More precisely, it's a cost-benefit decision. If most queries you will make are hampered by the ORM then by all means, don't use one. But if like in many (most?) situations, an ORM greatly abstracts and eases design and development for 90%+ of your operations and you have like 10% queries to be either tuned or handwritten (even if it has to be handwritten against multiple database types to preserve portability), then an ORM is a net benefit.

Compare it to inline asm in C, or C modules in Python: the higher level stuff makes it efficient to work with top level concepts 90% of the time, but sometimes you have to go down to be actually efficient, or even simply be able to do something, even if that means losing some form of independence (which would then mandate writing the same function for a different platform if you want to preserve portability). Not only it is not an anti-pattern, by no means does it mean either that the abstraction is fundamentally flawed.
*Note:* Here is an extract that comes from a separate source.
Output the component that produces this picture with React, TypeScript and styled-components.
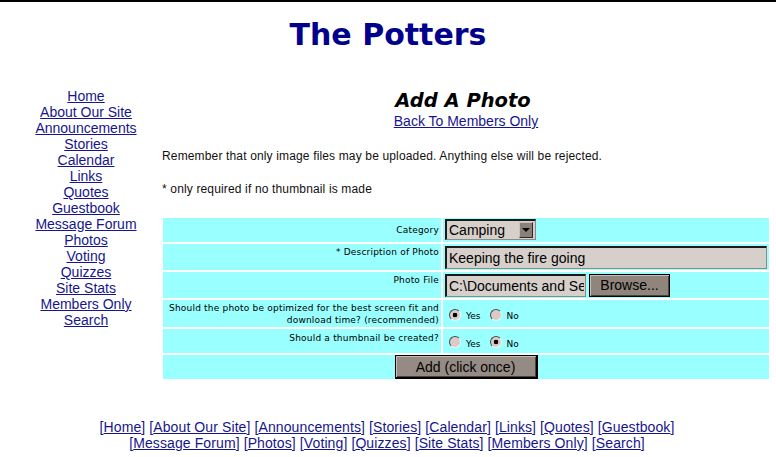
import styled, { createGlobalStyle } from 'styled-components';

const GlobalStyle = createGlobalStyle`
  body {
    margin: 0;
    background: #fff;
    font-family: "Liberation Sans", Arial, sans-serif;
    color: #000;
  }
`;

const navItems = [
  'Home',
  'About Our Site',
  'Announcements',
  'Stories',
  'Calendar',
  'Links',
  'Quotes',
  'Guestbook',
  'Message Forum',
  'Photos',
  'Voting',
  'Quizzes',
  'Site Stats',
  'Members Only',
  'Search',
];

const footerFirst = navItems.slice(0, 8);
const footerSecond = navItems.slice(8);

const Page = styled.div`
  border-top: 2px solid #000;
  min-height: 455px;
`;

const Title = styled.h1`
  margin: 0;
  padding-top: 15px;
  font-family: "DejaVu Sans", Verdana, sans-serif;
  font-size: 30px;
  line-height: 36px;
  font-weight: bold;
  text-align: center;
  color: #00008c;
`;

const Body = styled.div`
  display: flex;
  align-items: flex-start;
  margin-top: 35px;
  padding-left: 10px;
`;

const Nav = styled.nav`
  width: 152px;
  display: flex;
  flex-direction: column;
  align-items: center;
  font-size: 14px;
  line-height: 16px;
`;

const NavLink = styled.a`
  color: #16168c;
  text-decoration: underline;
`;

const Main = styled.main`
  width: 608px;
  padding-top: 3px;
`;

const Heading = styled.h2`
  margin: 0;
  font-family: "DejaVu Sans", Verdana, sans-serif;
  font-size: 19.5px;
  line-height: 20px;
  font-weight: bold;
  font-style: italic;
  text-align: center;
  padding-right: 6px;
`;

const BackLine = styled.div`
  margin-top: 2px;
  text-align: center;
  font-size: 14px;
  line-height: 16px;
`;

const Notice = styled.p<{ $gap: number }>`
  margin: ${(p) => p.$gap}px 0 0;
  font-size: 12px;
  line-height: 14px;
  letter-spacing: 0.15px;
  color: #111;
`;

const Form = styled.form`
  display: grid;
  grid-template-columns: 278px 326px;
  grid-template-rows: 24px 26px 26px 27px 24px 24px;
  gap: 2px;
  width: 606px;
  margin: 22px 0 0 1px;
`;

const LabelCell = styled.div<{ $top?: number }>`
  background: #99ffff;
  text-align: right;
  padding: ${(p) => p.$top ?? 2}px 2px 0 6px;
  font-family: "DejaVu Sans", Verdana, sans-serif;
  font-size: 9px;
  line-height: 12px;
  letter-spacing: 0.2px;
`;

const ValueCell = styled.div`
  background: #99ffff;
  display: flex;
  align-items: center;
  padding-left: 2px;
`;

const FullCell = styled.div`
  grid-column: 1 / -1;
  background: #99ffff;
  display: flex;
  justify-content: center;
`;

const SelectBox = styled.div`
  display: flex;
  align-items: center;
  width: 91px;
  height: 21px;
  box-sizing: border-box;
  border-style: solid;
  border-width: 2px 1px 1px 2px;
  border-color: #1a1a1a #8f8a86 #8f8a86 #1a1a1a;
  background: #d6cfca;
  align-self: flex-start;
  margin-top: 1px;
`;

const SelectText = styled.span`
  flex: 1;
  padding-left: 2px;
  font-size: 14px;
  line-height: 17px;
`;

const ArrowButton = styled.span`
  display: flex;
  align-items: center;
  justify-content: center;
  width: 14px;
  height: 16px;
  margin-right: 2px;
  box-sizing: border-box;
  background: #8a8078;
  border: 1px solid;
  border-color: #c9c1bb #2a2a2a #2a2a2a #c9c1bb;

  &::after {
    content: '';
    width: 0;
    height: 0;
    border-left: 4px solid transparent;
    border-right: 4px solid transparent;
    border-top: 4px solid #000;
  }
`;

const TextInput = styled.input<{ $width: number }>`
  width: ${(p) => p.$width}px;
  height: 23px;
  box-sizing: border-box;
  margin: 0;
  padding: 0 1px 0 2px;
  border-style: solid;
  border-width: 2px 1px 1px 2px;
  border-color: #1a1a1a #8f8a86 #8f8a86 #1a1a1a;
  background: #d6cfca;
  font-family: "Liberation Sans", Arial, sans-serif;
  font-size: 14px;
  color: #000;
  outline: none;
`;

const GrayButton = styled.button<{ $width: number }>`
  width: ${(p) => p.$width}px;
  height: 24px;
  box-sizing: border-box;
  margin: 0;
  padding: 0;
  border: 1px solid #000;
  box-shadow: inset 1px 1px 0 #c8beb6, inset -1px -1px 0 #4a423c;
  background: #8f857d;
  font-family: "Liberation Sans", Arial, sans-serif;
  font-size: 14px;
  color: #000;
`;

const BrowseButton = styled(GrayButton)`
  height: 23px;
  margin-left: 3px;
`;

const SubmitButton = styled(GrayButton)`
  background: #958b84;
  border-width: 1px 2px 2px 1px;
`;

const RadioGroup = styled.div`
  display: flex;
  align-items: center;
  padding-left: 4px;
  font-family: "DejaVu Sans", Verdana, sans-serif;
  font-size: 9px;
  padding-top: 2px;
`;

const Radio = styled.input.attrs({ type: 'radio' })`
  appearance: none;
  width: 12px;
  height: 12px;
  margin: 0 5px 0 0;
  border-radius: 50%;
  border: 1px solid;
  border-color: #4a4a4a #f2f2f2 #f2f2f2 #4a4a4a;
  background: #d9cbc7;
  box-sizing: border-box;

  &:checked {
    background: radial-gradient(circle at center, #000 0 2px, #d9cbc7 2.6px);
  }
`;

const RadioLabel = styled.span`
  margin-right: 9px;
  padding-top: 3px;
`;

const Footer = styled.footer`
  margin-top: 40px;
  font-size: 14px;
  line-height: 16px;
  letter-spacing: 0.1px;
  color: #16168c;
  text-align: center;
  padding-right: 2px;
`;

function YesNo({ name, yes }: { name: string; yes: boolean }) {
  return (
    <RadioGroup>
      <Radio name={name} defaultChecked={yes} />
      <RadioLabel>Yes</RadioLabel>
      <Radio name={name} defaultChecked={!yes} />
      <RadioLabel>No</RadioLabel>
    </RadioGroup>
  );
}

function FooterLine({ items }: { items: string[] }) {
  return (
    <div>
      {items.map((item, i) => (
        <span key={item}>
          [<NavLink href="#">{item}</NavLink>]{i < items.length - 1 ? ' ' : ''}
        </span>
      ))}
    </div>
  );
}

export default function App() {
  return (
    <Page>
      <GlobalStyle />
      <Title>The Potters</Title>
      <Body>
        <Nav>
          {navItems.map((item) => (
            <NavLink key={item} href="#">
              {item}
            </NavLink>
          ))}
        </Nav>
        <Main>
          <Heading>Add A Photo</Heading>
          <BackLine>
            <NavLink href="#">Back To Members Only</NavLink>
          </BackLine>
          <Notice $gap={20}>
            Remember that only image files may be uploaded. Anything else will be rejected.
          </Notice>
          <Notice $gap={19}>* only required if no thumbnail is made</Notice>
          <Form onSubmit={(e) => e.preventDefault()}>
            <LabelCell $top={6}>Category</LabelCell>
            <ValueCell>
              <SelectBox>
                <SelectText>Camping</SelectText>
                <ArrowButton />
              </SelectBox>
            </ValueCell>
            <LabelCell>* Description of Photo</LabelCell>
            <ValueCell>
              <TextInput $width={322} defaultValue="Keeping the fire going" />
            </ValueCell>
            <LabelCell>Photo File</LabelCell>
            <ValueCell>
              <TextInput $width={141} defaultValue="C:\Documents and Settings" />
              <BrowseButton type="button" $width={81}>
                Browse...
              </BrowseButton>
            </ValueCell>
            <LabelCell>
              Should the photo be optimized for the best screen fit and
              <br />
              download time? (recommended)
            </LabelCell>
            <ValueCell>
              <YesNo name="optimize" yes />
            </ValueCell>
            <LabelCell $top={3}>Should a thumbnail be created?</LabelCell>
            <ValueCell>
              <YesNo name="thumb" yes={false} />
            </ValueCell>
            <FullCell>
              <SubmitButton type="submit" $width={143}>
                Add (click once)
              </SubmitButton>
            </FullCell>
          </Form>
        </Main>
      </Body>
      <Footer>
        <FooterLine items={footerFirst} />
        <FooterLine items={footerSecond} />
      </Footer>
    </Page>
  );
}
The very idea that "going around" an ORM is somehow proving that ORMs are flawed is simply wrong. There are problems that ORMs are built to solve, and there are problems they can't ever solve. "Going around" is part of the deal because it's not a "work around", it's a "work together".

This is very visible in the article, especially the moment the author states that "I claim that the abstraction of ORM breaks down not for 20% of projects, but close to 100% of them". Indeed this is the case, but for close to 100% of those close-to-100%-projects where it "fails", the ORM is helpful for managing 90% of data access implementation. The 10% remainder may need to be implemented at a lower level, but wouldn't it be silly to spend a lot of time on those 90% of code that would get used 10% of the time? This is what ORMs are about, and saves a lot of time to develop the 10% of code that is critical both in usage volume and in performance. Of course such ratios are highly project dependent, and this is what warrants a thoughtful analysis to select the right tool for each task, of which there can be multiple in a single project, or even _object_. ORM, just as NoSQL, is simply not the end-all be-all solution, yet that does not make it a very valid pattern any less.